## Requirement
Copy word for word the lines in the records below, starting at the line with "Reproduce this screenshot" and ending at the line with "string; justice: string;". Skip the pictures.
"""
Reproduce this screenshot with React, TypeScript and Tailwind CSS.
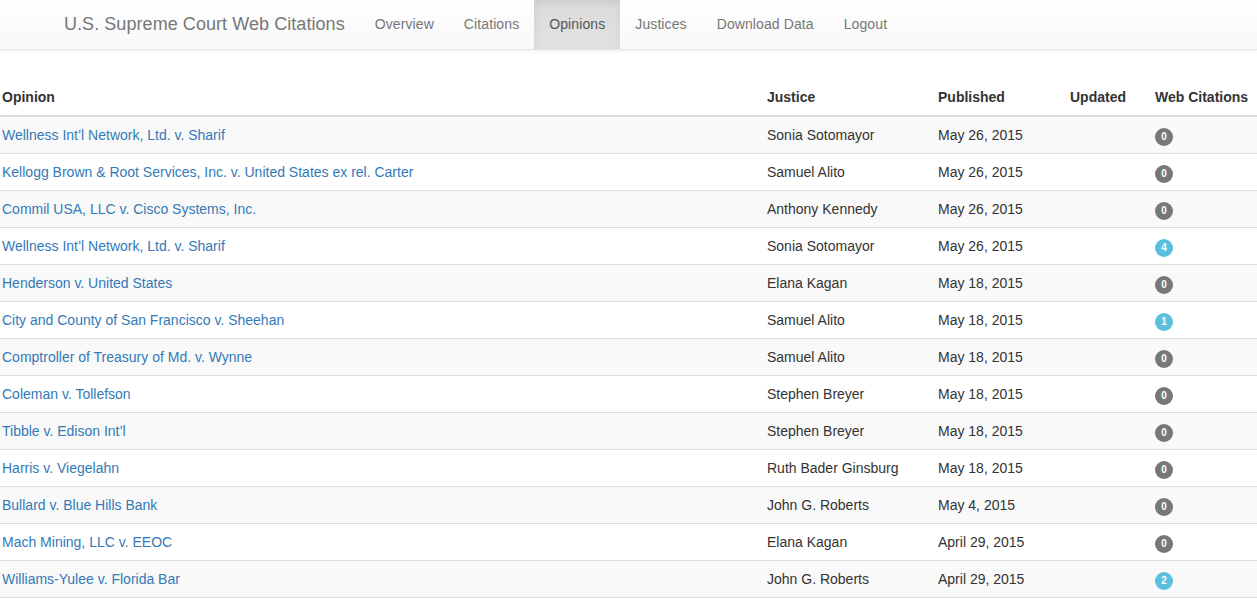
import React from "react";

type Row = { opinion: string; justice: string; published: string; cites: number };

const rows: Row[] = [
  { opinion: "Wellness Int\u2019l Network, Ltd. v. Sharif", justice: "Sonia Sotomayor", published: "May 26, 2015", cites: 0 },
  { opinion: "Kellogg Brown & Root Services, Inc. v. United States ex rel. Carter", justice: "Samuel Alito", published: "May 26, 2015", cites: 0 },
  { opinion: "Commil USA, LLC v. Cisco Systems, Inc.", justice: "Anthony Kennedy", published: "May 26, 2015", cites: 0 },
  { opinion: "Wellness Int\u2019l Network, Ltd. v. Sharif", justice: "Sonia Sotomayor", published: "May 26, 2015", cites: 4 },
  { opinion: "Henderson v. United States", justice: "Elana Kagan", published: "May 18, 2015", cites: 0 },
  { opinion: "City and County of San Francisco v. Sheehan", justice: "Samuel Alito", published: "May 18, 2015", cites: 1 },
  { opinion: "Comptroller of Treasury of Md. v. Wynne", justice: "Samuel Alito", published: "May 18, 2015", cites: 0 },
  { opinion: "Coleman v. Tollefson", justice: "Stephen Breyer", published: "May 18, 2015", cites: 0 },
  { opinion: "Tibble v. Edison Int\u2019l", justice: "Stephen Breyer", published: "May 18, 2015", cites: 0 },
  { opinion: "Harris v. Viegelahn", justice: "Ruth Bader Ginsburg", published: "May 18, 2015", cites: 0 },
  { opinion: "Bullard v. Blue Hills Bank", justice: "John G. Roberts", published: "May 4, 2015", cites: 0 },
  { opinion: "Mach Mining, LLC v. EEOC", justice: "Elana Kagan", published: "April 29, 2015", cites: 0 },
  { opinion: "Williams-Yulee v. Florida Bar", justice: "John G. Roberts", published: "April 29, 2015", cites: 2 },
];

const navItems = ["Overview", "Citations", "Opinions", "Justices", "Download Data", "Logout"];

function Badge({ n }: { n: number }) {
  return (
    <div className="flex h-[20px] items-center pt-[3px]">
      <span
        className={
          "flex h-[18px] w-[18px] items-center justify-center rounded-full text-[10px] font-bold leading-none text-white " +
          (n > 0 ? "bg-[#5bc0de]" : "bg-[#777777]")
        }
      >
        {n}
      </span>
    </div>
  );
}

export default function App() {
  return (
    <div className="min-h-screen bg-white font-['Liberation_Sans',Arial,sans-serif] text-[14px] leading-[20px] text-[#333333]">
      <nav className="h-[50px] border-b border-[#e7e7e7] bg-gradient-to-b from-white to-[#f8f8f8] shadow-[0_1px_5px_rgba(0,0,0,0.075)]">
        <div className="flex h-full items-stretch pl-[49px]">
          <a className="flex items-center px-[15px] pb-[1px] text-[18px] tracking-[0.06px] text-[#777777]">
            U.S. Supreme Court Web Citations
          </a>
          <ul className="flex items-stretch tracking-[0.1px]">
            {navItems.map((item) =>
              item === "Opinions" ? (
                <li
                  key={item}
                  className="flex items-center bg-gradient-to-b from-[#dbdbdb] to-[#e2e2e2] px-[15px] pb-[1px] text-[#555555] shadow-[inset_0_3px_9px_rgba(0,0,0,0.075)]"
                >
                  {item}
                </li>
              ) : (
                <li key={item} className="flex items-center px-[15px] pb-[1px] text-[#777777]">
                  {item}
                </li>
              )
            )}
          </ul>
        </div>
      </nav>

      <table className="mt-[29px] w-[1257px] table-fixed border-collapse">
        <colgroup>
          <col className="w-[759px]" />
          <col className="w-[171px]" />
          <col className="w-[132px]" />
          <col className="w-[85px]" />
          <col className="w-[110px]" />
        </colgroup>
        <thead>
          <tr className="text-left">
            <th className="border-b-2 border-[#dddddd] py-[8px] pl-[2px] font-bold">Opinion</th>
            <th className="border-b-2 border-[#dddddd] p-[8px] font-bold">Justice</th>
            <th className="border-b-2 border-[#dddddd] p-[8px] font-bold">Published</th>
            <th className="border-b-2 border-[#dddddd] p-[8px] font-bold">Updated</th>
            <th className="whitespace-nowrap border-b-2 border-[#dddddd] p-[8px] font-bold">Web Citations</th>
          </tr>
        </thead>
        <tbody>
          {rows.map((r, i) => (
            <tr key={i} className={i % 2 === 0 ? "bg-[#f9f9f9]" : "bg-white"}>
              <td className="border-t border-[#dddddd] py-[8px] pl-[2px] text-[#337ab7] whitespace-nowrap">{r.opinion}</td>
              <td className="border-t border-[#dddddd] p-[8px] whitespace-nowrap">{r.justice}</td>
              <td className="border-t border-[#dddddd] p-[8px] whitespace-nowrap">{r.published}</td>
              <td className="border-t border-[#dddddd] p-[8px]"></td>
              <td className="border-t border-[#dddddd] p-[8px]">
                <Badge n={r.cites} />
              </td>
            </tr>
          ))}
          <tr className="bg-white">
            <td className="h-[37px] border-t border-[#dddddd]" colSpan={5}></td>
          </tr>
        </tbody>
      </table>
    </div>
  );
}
"""
"""
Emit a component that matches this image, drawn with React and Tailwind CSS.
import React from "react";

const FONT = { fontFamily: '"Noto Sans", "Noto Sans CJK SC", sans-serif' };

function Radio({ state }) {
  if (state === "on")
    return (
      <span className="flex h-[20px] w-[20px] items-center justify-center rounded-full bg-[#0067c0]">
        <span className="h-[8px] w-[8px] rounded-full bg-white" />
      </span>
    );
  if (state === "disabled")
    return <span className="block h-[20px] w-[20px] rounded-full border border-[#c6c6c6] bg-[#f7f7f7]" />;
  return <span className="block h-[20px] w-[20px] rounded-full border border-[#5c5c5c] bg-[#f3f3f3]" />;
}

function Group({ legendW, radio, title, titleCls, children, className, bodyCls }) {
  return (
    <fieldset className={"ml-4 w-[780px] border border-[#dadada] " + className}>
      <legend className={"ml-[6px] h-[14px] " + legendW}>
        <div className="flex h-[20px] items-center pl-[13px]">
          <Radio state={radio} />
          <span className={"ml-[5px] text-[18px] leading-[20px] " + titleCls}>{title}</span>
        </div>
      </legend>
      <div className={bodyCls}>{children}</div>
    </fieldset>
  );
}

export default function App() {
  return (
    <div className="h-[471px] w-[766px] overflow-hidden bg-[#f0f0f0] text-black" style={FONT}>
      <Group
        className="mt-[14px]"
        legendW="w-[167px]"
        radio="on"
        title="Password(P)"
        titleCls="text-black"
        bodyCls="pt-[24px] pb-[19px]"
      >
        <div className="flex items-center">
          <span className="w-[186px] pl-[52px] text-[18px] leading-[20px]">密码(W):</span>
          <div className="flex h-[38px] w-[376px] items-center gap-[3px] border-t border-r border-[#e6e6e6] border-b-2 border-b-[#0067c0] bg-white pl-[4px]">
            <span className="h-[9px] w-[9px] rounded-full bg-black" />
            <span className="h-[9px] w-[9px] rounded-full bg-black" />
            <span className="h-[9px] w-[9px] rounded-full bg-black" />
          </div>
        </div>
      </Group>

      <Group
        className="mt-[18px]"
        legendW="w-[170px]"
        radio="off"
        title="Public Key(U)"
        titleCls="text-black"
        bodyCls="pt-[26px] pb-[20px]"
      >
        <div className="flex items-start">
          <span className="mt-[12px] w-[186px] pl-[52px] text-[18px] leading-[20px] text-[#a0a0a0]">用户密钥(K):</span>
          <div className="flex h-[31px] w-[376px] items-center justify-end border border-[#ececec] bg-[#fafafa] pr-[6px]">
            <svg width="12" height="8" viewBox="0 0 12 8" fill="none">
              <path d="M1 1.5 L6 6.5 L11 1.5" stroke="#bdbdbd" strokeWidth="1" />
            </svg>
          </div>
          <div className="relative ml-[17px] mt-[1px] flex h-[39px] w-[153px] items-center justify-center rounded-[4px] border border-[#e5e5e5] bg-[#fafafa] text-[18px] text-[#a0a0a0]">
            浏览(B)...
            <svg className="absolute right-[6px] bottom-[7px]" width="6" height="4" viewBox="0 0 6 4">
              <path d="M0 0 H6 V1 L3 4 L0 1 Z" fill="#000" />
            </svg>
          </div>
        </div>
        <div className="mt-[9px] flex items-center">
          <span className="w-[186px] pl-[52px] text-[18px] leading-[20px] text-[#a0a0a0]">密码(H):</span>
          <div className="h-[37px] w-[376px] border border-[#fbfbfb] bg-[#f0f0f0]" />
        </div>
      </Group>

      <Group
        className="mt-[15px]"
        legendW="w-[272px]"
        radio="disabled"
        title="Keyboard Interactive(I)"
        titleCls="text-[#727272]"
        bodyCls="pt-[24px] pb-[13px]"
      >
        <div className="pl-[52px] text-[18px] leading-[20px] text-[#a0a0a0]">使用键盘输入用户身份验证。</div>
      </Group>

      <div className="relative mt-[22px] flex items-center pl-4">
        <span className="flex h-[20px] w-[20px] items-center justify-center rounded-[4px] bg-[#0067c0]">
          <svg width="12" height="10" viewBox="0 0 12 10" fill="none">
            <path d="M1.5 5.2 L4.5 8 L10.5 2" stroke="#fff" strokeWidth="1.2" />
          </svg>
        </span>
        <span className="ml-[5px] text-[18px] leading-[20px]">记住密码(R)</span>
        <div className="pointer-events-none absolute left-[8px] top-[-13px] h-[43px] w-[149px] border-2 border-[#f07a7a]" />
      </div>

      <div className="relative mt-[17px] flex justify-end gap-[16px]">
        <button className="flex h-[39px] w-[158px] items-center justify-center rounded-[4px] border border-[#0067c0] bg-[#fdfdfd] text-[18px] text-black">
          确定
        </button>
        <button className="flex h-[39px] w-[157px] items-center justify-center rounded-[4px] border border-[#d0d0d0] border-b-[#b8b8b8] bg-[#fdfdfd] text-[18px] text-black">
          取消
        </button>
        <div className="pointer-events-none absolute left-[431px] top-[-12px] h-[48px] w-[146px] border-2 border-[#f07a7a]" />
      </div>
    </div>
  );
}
"""
## Solution to the problem
Reproduce this screenshot with React, TypeScript and Tailwind CSS.
import React from "react";

type Row = { opinion: string; justice: string; published: string; cites: number };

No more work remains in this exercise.